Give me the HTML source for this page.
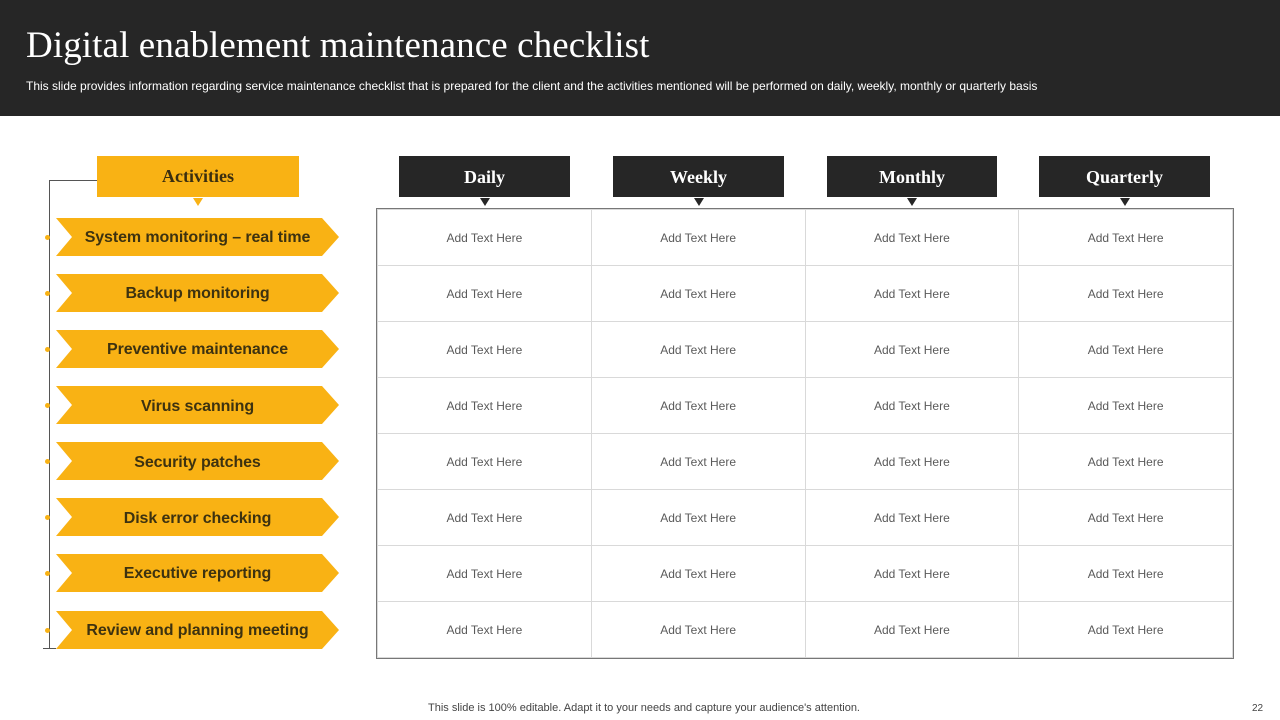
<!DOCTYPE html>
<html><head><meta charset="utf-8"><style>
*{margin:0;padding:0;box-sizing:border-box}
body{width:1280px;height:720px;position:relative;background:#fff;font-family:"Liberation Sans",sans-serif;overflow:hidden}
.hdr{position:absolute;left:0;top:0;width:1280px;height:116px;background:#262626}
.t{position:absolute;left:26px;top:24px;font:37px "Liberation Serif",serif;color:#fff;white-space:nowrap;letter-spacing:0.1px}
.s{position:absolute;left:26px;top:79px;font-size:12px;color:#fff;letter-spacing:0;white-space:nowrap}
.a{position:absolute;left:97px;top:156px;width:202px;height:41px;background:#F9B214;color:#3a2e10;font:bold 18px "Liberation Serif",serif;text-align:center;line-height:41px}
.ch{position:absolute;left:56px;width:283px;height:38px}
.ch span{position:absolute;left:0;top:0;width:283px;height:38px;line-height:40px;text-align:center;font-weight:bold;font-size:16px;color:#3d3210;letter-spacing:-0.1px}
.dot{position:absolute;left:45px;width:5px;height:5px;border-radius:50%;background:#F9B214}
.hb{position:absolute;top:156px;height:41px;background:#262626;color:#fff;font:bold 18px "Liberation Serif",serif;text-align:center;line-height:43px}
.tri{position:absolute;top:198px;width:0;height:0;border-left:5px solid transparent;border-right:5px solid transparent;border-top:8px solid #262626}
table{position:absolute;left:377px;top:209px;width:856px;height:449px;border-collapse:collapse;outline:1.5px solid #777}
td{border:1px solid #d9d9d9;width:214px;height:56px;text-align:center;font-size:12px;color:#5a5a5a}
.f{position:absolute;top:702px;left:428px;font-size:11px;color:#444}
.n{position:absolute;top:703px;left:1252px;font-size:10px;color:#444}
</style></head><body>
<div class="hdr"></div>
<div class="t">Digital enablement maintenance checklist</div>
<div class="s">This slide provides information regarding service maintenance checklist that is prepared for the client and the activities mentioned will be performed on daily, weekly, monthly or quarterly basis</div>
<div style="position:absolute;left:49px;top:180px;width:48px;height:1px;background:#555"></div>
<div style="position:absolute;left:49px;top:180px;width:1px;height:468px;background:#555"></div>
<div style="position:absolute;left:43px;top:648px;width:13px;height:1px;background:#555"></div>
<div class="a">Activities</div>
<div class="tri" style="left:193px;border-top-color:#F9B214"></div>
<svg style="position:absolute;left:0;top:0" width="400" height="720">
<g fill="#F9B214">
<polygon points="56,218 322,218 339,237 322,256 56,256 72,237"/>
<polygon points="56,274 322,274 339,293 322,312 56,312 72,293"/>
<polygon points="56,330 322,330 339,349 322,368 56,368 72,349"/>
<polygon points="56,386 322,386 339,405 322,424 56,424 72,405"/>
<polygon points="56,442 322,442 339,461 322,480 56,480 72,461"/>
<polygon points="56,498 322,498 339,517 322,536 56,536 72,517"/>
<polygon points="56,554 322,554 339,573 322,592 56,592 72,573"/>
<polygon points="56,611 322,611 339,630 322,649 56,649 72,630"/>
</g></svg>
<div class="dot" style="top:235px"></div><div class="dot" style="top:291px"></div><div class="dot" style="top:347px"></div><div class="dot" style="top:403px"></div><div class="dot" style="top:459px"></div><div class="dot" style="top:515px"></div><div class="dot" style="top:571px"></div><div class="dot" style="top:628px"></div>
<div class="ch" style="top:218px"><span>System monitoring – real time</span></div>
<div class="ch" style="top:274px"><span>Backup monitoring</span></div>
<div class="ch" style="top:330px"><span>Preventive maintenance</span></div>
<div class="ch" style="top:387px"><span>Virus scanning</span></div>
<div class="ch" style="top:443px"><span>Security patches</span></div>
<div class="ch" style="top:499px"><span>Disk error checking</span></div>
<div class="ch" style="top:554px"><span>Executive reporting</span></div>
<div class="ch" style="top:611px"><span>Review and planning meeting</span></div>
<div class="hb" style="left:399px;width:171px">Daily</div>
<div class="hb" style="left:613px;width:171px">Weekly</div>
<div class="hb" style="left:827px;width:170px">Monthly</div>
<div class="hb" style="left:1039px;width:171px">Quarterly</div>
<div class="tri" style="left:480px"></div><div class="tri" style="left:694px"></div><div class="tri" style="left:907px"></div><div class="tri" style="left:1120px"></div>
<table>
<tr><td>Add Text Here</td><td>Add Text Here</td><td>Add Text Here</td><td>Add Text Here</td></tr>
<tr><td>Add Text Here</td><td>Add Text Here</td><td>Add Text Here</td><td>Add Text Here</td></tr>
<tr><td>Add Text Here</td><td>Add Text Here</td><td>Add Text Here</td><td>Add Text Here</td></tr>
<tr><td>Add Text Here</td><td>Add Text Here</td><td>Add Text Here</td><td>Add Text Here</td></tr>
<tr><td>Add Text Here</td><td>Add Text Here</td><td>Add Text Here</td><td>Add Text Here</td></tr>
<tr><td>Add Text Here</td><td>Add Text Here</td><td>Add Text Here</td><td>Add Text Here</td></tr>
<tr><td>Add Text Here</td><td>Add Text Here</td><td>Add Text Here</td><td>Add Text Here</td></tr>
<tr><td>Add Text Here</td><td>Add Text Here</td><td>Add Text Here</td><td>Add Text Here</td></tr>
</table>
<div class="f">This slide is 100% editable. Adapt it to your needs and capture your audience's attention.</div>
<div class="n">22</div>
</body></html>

*-*-*

Write the material out again exactly as it appears, dropping the pictures.

**COMPLETE RESPONSE:**
Give me the HTML source for this page.
<!DOCTYPE html>
<html><head><meta charset="utf-8"><style>
*{margin:0;padding:0;box-sizing:border-box}
body{width:1280px;height:720px;position:relative;background:#fff;font-family:"Liberation Sans",sans-serif;overflow:hidden}
.hdr{position:absolute;left:0;top:0;width:1280px;height:116px;background:#262626}
.t{position:absolute;left:26px;top:24px;font:37px "Liberation Serif",serif;color:#fff;white-space:nowrap;letter-spacing:0.1px}
.s{position:absolute;left:26px;top:79px;font-size:12px;color:#fff;letter-spacing:0;white-space:nowrap}
.a{position:absolute;left:97px;top:156px;width:202px;height:41px;background:#F9B214;color:#3a2e10;font:bold 18px "Liberation Serif",serif;text-align:center;line-height:41px}
.ch{position:absolute;left:56px;width:283px;height:38px}
.ch span{position:absolute;left:0;top:0;width:283px;height:38px;line-height:40px;text-align:center;font-weight:bold;font-size:16px;color:#3d3210;letter-spacing:-0.1px}
.dot{position:absolute;left:45px;width:5px;height:5px;border-radius:50%;background:#F9B214}
.hb{position:absolute;top:156px;height:41px;background:#262626;color:#fff;font:bold 18px "Liberation Serif",serif;text-align:center;line-height:43px}
.tri{position:absolute;top:198px;width:0;height:0;border-left:5px solid transparent;border-right:5px solid transparent;border-top:8px solid #262626}
table{position:absolute;left:377px;top:209px;width:856px;height:449px;border-collapse:collapse;outline:1.5px solid #777}
td{border:1px solid #d9d9d9;width:214px;height:56px;text-align:center;font-size:12px;color:#5a5a5a}
.f{position:absolute;top:702px;left:428px;font-size:11px;color:#444}
.n{position:absolute;top:703px;left:1252px;font-size:10px;color:#444}
</style></head><body>
<div class="hdr"></div>
<div class="t">Digital enablement maintenance checklist</div>
<div class="s">This slide provides information regarding service maintenance checklist that is prepared for the client and the activities mentioned will be performed on daily, weekly, monthly or quarterly basis</div>
<div style="position:absolute;left:49px;top:180px;width:48px;height:1px;background:#555"></div>
<div style="position:absolute;left:49px;top:180px;width:1px;height:468px;background:#555"></div>
<div style="position:absolute;left:43px;top:648px;width:13px;height:1px;background:#555"></div>
<div class="a">Activities</div>
<div class="tri" style="left:193px;border-top-color:#F9B214"></div>
<svg style="position:absolute;left:0;top:0" width="400" height="720">
<g fill="#F9B214">
<polygon points="56,218 322,218 339,237 322,256 56,256 72,237"/>
<polygon points="56,274 322,274 339,293 322,312 56,312 72,293"/>
<polygon points="56,330 322,330 339,349 322,368 56,368 72,349"/>
<polygon points="56,386 322,386 339,405 322,424 56,424 72,405"/>
<polygon points="56,442 322,442 339,461 322,480 56,480 72,461"/>
<polygon points="56,498 322,498 339,517 322,536 56,536 72,517"/>
<polygon points="56,554 322,554 339,573 322,592 56,592 72,573"/>
<polygon points="56,611 322,611 339,630 322,649 56,649 72,630"/>
</g></svg>
<div class="dot" style="top:235px"></div><div class="dot" style="top:291px"></div><div class="dot" style="top:347px"></div><div class="dot" style="top:403px"></div><div class="dot" style="top:459px"></div><div class="dot" style="top:515px"></div><div class="dot" style="top:571px"></div><div class="dot" style="top:628px"></div>
<div class="ch" style="top:218px"><span>System monitoring – real time</span></div>
<div class="ch" style="top:274px"><span>Backup monitoring</span></div>
<div class="ch" style="top:330px"><span>Preventive maintenance</span></div>
<div class="ch" style="top:387px"><span>Virus scanning</span></div>
<div class="ch" style="top:443px"><span>Security patches</span></div>
<div class="ch" style="top:499px"><span>Disk error checking</span></div>
<div class="ch" style="top:554px"><span>Executive reporting</span></div>
<div class="ch" style="top:611px"><span>Review and planning meeting</span></div>
<div class="hb" style="left:399px;width:171px">Daily</div>
<div class="hb" style="left:613px;width:171px">Weekly</div>
<div class="hb" style="left:827px;width:170px">Monthly</div>
<div class="hb" style="left:1039px;width:171px">Quarterly</div>
<div class="tri" style="left:480px"></div><div class="tri" style="left:694px"></div><div class="tri" style="left:907px"></div><div class="tri" style="left:1120px"></div>
<table>
<tr><td>Add Text Here</td><td>Add Text Here</td><td>Add Text Here</td><td>Add Text Here</td></tr>
<tr><td>Add Text Here</td><td>Add Text Here</td><td>Add Text Here</td><td>Add Text Here</td></tr>
<tr><td>Add Text Here</td><td>Add Text Here</td><td>Add Text Here</td><td>Add Text Here</td></tr>
<tr><td>Add Text Here</td><td>Add Text Here</td><td>Add Text Here</td><td>Add Text Here</td></tr>
<tr><td>Add Text Here</td><td>Add Text Here</td><td>Add Text Here</td><td>Add Text Here</td></tr>
<tr><td>Add Text Here</td><td>Add Text Here</td><td>Add Text Here</td><td>Add Text Here</td></tr>
<tr><td>Add Text Here</td><td>Add Text Here</td><td>Add Text Here</td><td>Add Text Here</td></tr>
<tr><td>Add Text Here</td><td>Add Text Here</td><td>Add Text Here</td><td>Add Text Here</td></tr>
</table>
<div class="f">This slide is 100% editable. Adapt it to your needs and capture your audience's attention.</div>
<div class="n">22</div>
</body></html>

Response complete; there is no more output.